Data, AI, Business Analysis, and Results

I’ve been working in the data space since 2004 (which reveals my rather advanced age).
In my first role in the field, I was at Pelephone. There were just two of us handling data in the marketing department: myself, a young analyst starting my first position, and my mentor, Ilan Barant, who taught me all the secrets and fundamentals of building proper data infrastructure.

I could give an entire talk about how the data discipline has evolved since then.
At the time I got a lot of critical feedback on how much emphasis  I was placing on data. In their words,  “ you can’t analyze every single data and action”

Today, that is exactly what is happening! The data field has  developed so enormously that it encompasses a vast range of disciplines.

It’s no longer just “analysts” like back in the day. Now we have data operations, information architecture, data engineering, pipeline management, product data management, data science, AI, machine learning, generative AI, marketing analytics, product analytics, business analysis, SOC analysis, fraud and anomaly detection, analytical tools, statistical tools, visualization tools  and much more.

All said,  I’ve always been drawn to the data used in service of increasing revenue or profitability to achieve real business outcomes.

Sometimes, complex models are required to predict churn, customer value, or campaign performance.
But in many cases, the greatest and most meaningful value from data lies in simply reflecting the true state of the business.

That means analyzing business processes, describing them with metrics, tracking business activity, and continuously improving performance through measurement and iteration.

This discipline is called Business Analysis.


It’s not as flashy as machine learning or GenAI, but it offers enormous business value.
(That’s not to downplay the tremendous value that ML and especially GenAI can bring to organizations.)

On the foundation of this approach , though not exclusively , I developed Growth & Data Driven Execution(GDDE).

The approach encompasses many additional business, managerial, operational, organizational, procedural, and technological components ,  but one thing at a time…

Back to the Numbers

The first step toward good business analysis is to quantify 100% of the organization.
This is called a budget, a business budget, not a financial one.

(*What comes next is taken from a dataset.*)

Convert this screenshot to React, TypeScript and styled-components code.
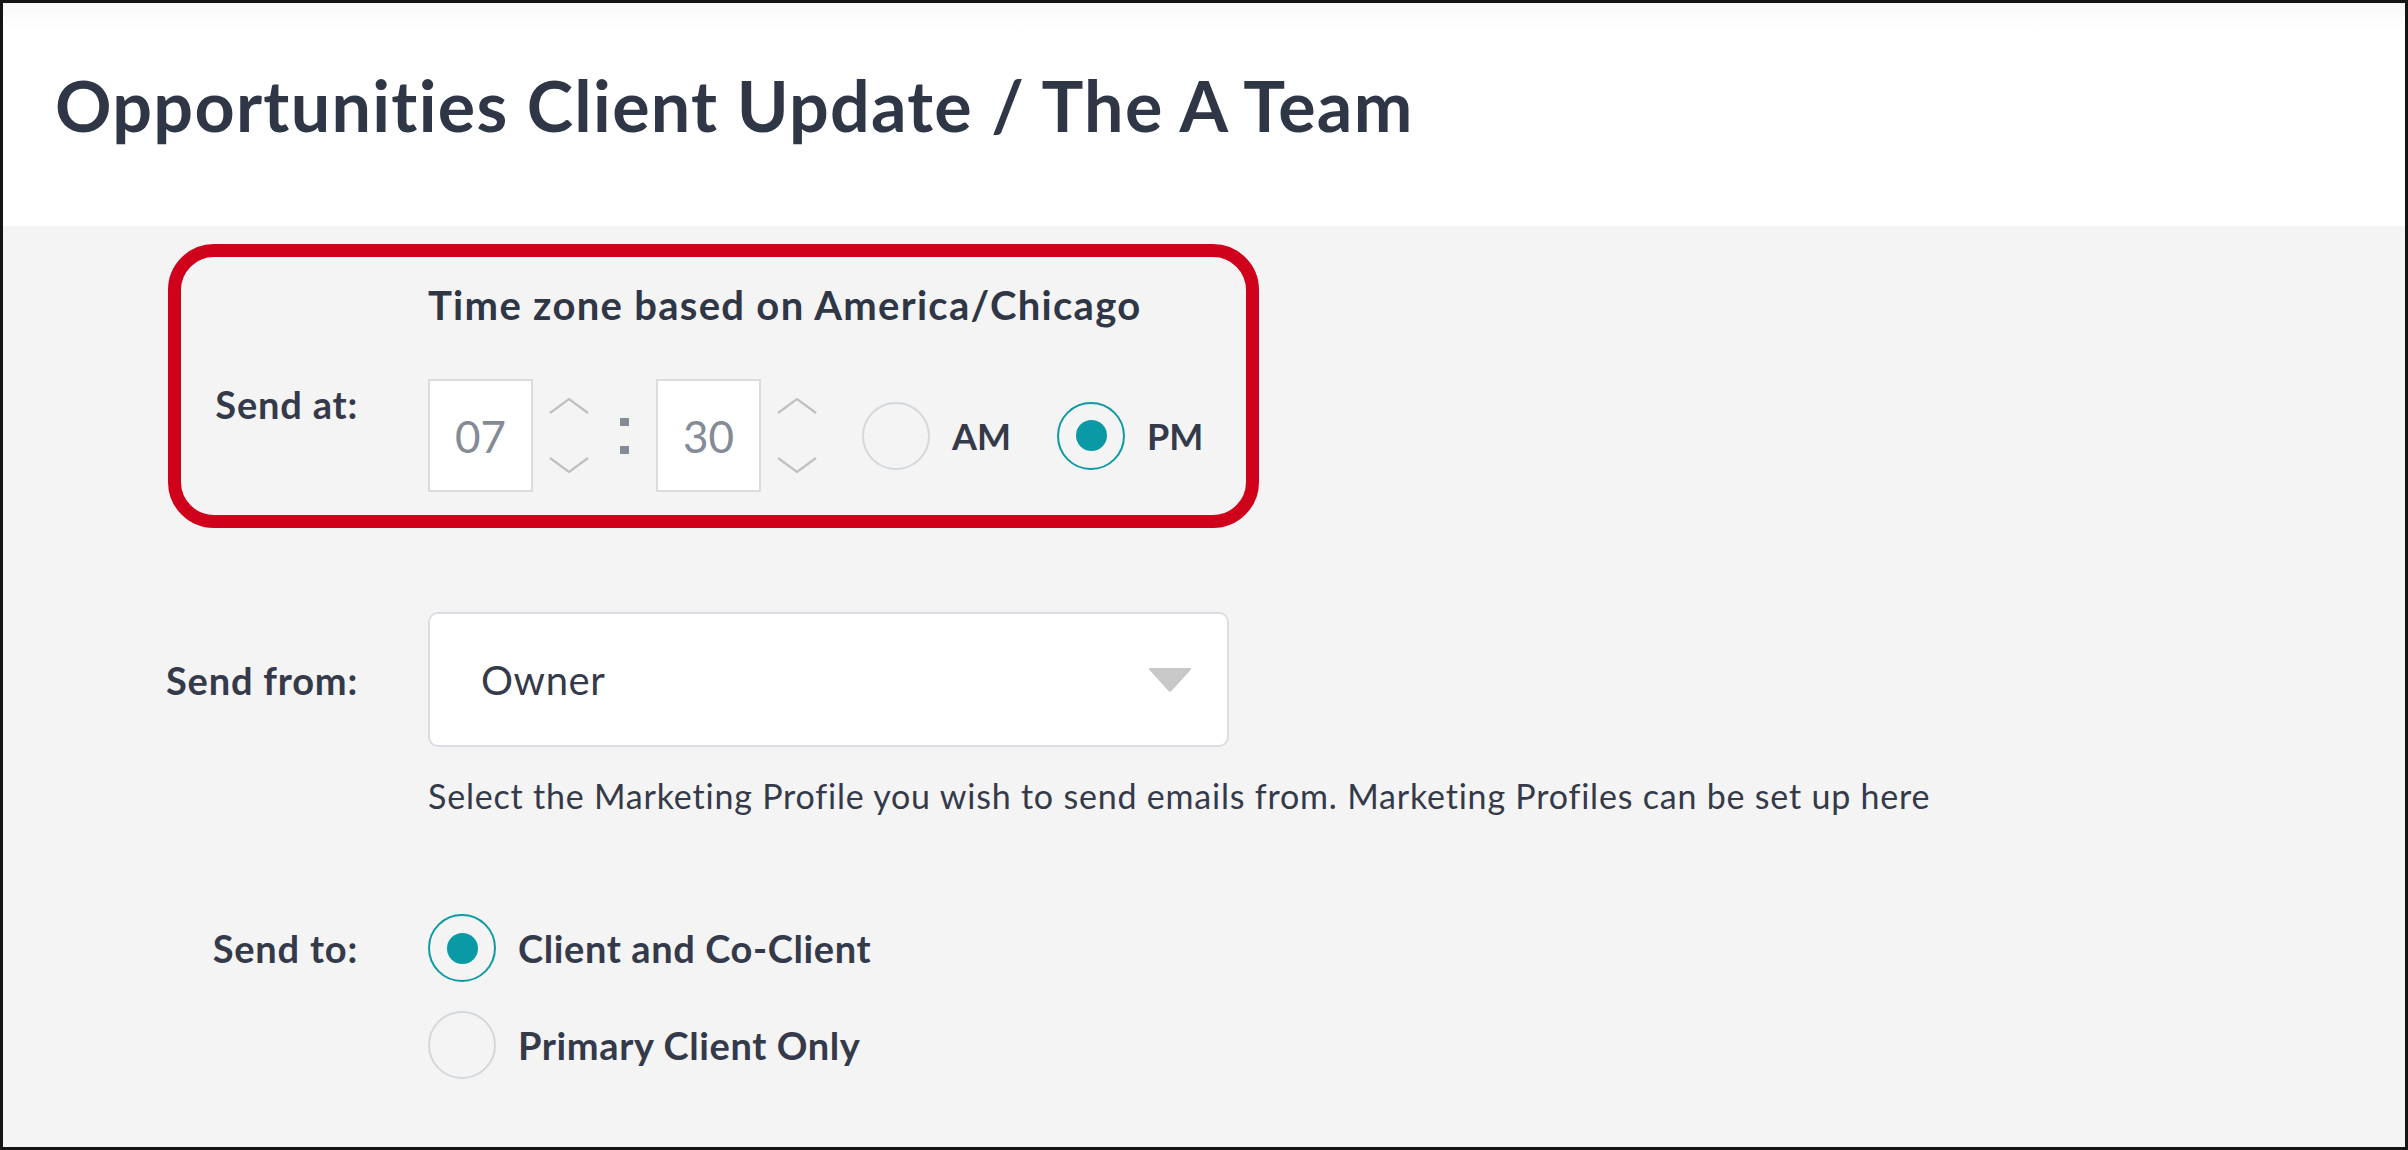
import React from 'react';
import styled, { createGlobalStyle } from 'styled-components';

const GlobalStyle = createGlobalStyle`
  html, body {
    margin: 0;
    padding: 0;
    background: #ffffff;
  }
  body {
    font-family: Lato, "Liberation Sans", sans-serif;
    color: #343a4a;
  }
`;

const Frame = styled.div`
  box-sizing: border-box;
  width: 2408px;
  height: 1150px;
  border: 3px solid #141414;
  background: #f4f4f4;
  display: flex;
  flex-direction: column;
  overflow: hidden;
`;

const Header = styled.header`
  flex: 0 0 223px;
  display: flex;
  align-items: center;
  padding: 0 0 20px 52px;
  box-sizing: border-box;
  background: linear-gradient(#f8f8f8, #ffffff 26px);
`;

const Title = styled.h1`
  margin: 0;
  font: 700 70px/84px Lato, "Liberation Sans", sans-serif;
  color: #2f3646;
  letter-spacing: 1.3px;
`;

const Content = styled.main`
  display: flex;
  flex-direction: column;
  padding: 18px 0 0 165px;
`;

const Row = styled.section<{ $labelWidth?: number; $align?: string }>`
  display: grid;
  grid-template-columns: ${(p) => p.$labelWidth ?? 190}px auto;
  column-gap: 70px;
  align-items: ${(p) => p.$align ?? 'center'};
`;

const HighlightRow = styled(Row)`
  box-sizing: border-box;
  width: 1091px;
  border: 13px solid #d0021b;
  border-radius: 46px;
  padding: 24px 0 23px 0;
`;

const Label = styled.div<{ $offset?: number; $center?: boolean }>`
  justify-self: end;
  align-self: ${(p) => (p.$center ? 'center' : 'start')};
  padding-top: ${(p) => p.$offset ?? 0}px;
  font-size: 38px;
  line-height: 48px;
  font-weight: 700;
  letter-spacing: 0.8px;
  color: #343a4a;
  white-space: nowrap;
`;

const Stack = styled.div`
  display: flex;
  flex-direction: column;
`;

const ZoneNote = styled.div`
  font-size: 40px;
  line-height: 48px;
  font-weight: 700;
  letter-spacing: 1.3px;
  color: #2f3646;
`;

const TimeControls = styled.div`
  display: flex;
  align-items: center;
  margin-top: 50px;
`;

const TimeBox = styled.div`
  box-sizing: border-box;
  width: 105px;
  height: 113px;
  background: #ffffff;
  border: 2px solid #dcdcdc;
  display: flex;
  align-items: center;
  justify-content: center;
  font-size: 44px;
  font-weight: 400;
  color: #858b96;
`;

const Spinner = styled.div`
  display: flex;
  flex-direction: column;
  gap: 43px;
  margin: 0 0 0 16px;
  svg {
    display: block;
  }
`;

const Colon = styled.div`
  display: flex;
  flex-direction: column;
  gap: 20px;
  margin: 0 27px 0 31px;
  span {
    width: 9px;
    height: 8px;
    background: #858b96;
  }
`;

const RadioGroup = styled.div<{ $vertical?: boolean }>`
  display: flex;
  flex-direction: ${(p) => (p.$vertical ? 'column' : 'row')};
  gap: ${(p) => (p.$vertical ? '29px' : '46px')};
  margin-left: ${(p) => (p.$vertical ? 0 : 45)}px;
`;

const Option = styled.label<{ $size?: number; $spacing?: number }>`
  display: flex;
  align-items: center;
  gap: 22px;
  font-size: ${(p) => p.$size ?? 36}px;
  letter-spacing: ${(p) => p.$spacing ?? 0}px;
  font-weight: 700;
  color: #343a4a;
  white-space: nowrap;
`;

const Circle = styled.span<{ $checked?: boolean }>`
  box-sizing: border-box;
  width: 68px;
  height: 68px;
  border-radius: 50%;
  border: ${(p) => (p.$checked ? '2px solid #0e9aa5' : '2px solid #d3d8dd')};
  display: flex;
  align-items: center;
  justify-content: center;
  flex: 0 0 auto;
  &::after {
    content: '';
    width: 31px;
    height: 31px;
    border-radius: 50%;
    background: #0a9aa6;
    display: ${(p) => (p.$checked ? 'block' : 'none')};
  }
`;

const SelectBox = styled.div`
  box-sizing: border-box;
  width: 801px;
  height: 135px;
  background: #ffffff;
  border: 2px solid #dadee2;
  border-radius: 10px;
  display: flex;
  align-items: center;
  justify-content: space-between;
  padding: 0 35px 0 51px;
  font-size: 40px;
  letter-spacing: 0.6px;
  font-weight: 400;
  color: #343a4a;
`;

const HelpText = styled.p`
  margin: 29px 0 0 260px;
  font-size: 34px;
  line-height: 40px;
  letter-spacing: 0.8px;
  font-weight: 400;
  color: #343a4a;
`;

const SendFromRow = styled(Row)`
  margin-top: 84px;
`;

const SendToRow = styled(Row)`
  margin-top: 98px;
`;

const Chevron = ({ up }: { up?: boolean }) => (
  <svg width="40" height="16" viewBox="0 0 40 16">
    <polyline
      points={up ? '1,15 20,1 39,15' : '1,1 20,15 39,1'}
      fill="none"
      stroke="#c0c0c0"
      strokeWidth="2.2"
    />
  </svg>
);

const Caret = () => (
  <svg width="44" height="26" viewBox="0 0 44 26">
    <path d="M2 1 H42 Q44 1 42.5 3 L23.5 24 Q22 25.5 20.5 24 L1.5 3 Q0 1 2 1 Z" fill="#c8c8c8" />
  </svg>
);

const TimeField = ({ value }: { value: string }) => (
  <>
    <TimeBox>{value}</TimeBox>
    <Spinner>
      <Chevron up />
      <Chevron />
    </Spinner>
  </>
);

export default function App() {
  return (
    <>
      <GlobalStyle />
      <Frame>
        <Header>
          <Title>Opportunities Client Update / The A Team</Title>
        </Header>
        <Content>
          <HighlightRow $labelWidth={177}>
            <Label $offset={99}>Send at:</Label>
            <Stack>
              <ZoneNote>Time zone based on America/Chicago</ZoneNote>
              <TimeControls>
                <TimeField value="07" />
                <Colon>
                  <span />
                  <span />
                </Colon>
                <TimeField value="30" />
                <RadioGroup>
                  <Option>
                    <Circle />
                    AM
                  </Option>
                  <Option>
                    <Circle $checked />
                    PM
                  </Option>
                </RadioGroup>
              </TimeControls>
            </Stack>
          </HighlightRow>

          <SendFromRow>
            <Label $center>Send from:</Label>
            <SelectBox>
              <span>Owner</span>
              <Caret />
            </SelectBox>
          </SendFromRow>
          <HelpText>
            Select the Marketing Profile you wish to send emails from. Marketing Profiles can be set up here
          </HelpText>

          <SendToRow $align="start">
            <Label $offset={10}>Send to:</Label>
            <RadioGroup $vertical>
              <Option $size={38} $spacing={0.6}>
                <Circle $checked />
                Client and Co-Client
              </Option>
              <Option $size={38} $spacing={0.6}>
                <Circle />
                Primary Client Only
              </Option>
            </RadioGroup>
          </SendToRow>
        </Content>
      </Frame>
    </>
  );
}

(Over time, this developed into a field within finance departments, known as FP&A :Financial Planning & Analysis — but its heart remains within the business unit. It requires full understanding of the business, the customers, marketing activity, trends, etc.)

The budget can include indicators such as:

  • Revenue trends
  • Expense trends
  • Customer value
  • Number of active customers
  • Marketing channel performance
  • Customer acquisition cost
  • Customer behavior and value over time
    … and more.

The goal is to describe 100% of the organization using this kind of framework.

Let me give a simple example:


Let’s say I define a customer value metric for year one in a gaming company.
And let’s say that after extensive product work, I manage to increase this value by 10%.

Does this mean I met my targets?

At first glance, you might assume that this would increase revenues by 10%. But in reality, you need to understand the full picture in order to assess the actual impact on the bottom line.

  • Is that 10% spread evenly over the entire customer lifetime?
  • What percentage of my customers are in their first year?
  • Do I have a long-tail customer base, where most users are veterans?
  • Is this improvement limited to new users on the latest version of the game, and will it take time to trickle into overall revenue?
  • Did it shorten the customer’s lifecycle, thus making this a short-term impact?
  • Did it increase acquisition costs, thereby canceling out the profitability gain?

Business analysis of organizational activity means breaking it down into measurable, trackable indicators and applying systematic, planned, and consistent actions to influence those indicators.

In my view, this is the core of data’s business value — the most powerful connection between data and the organization. And this is where the greatest potential for business impact lies.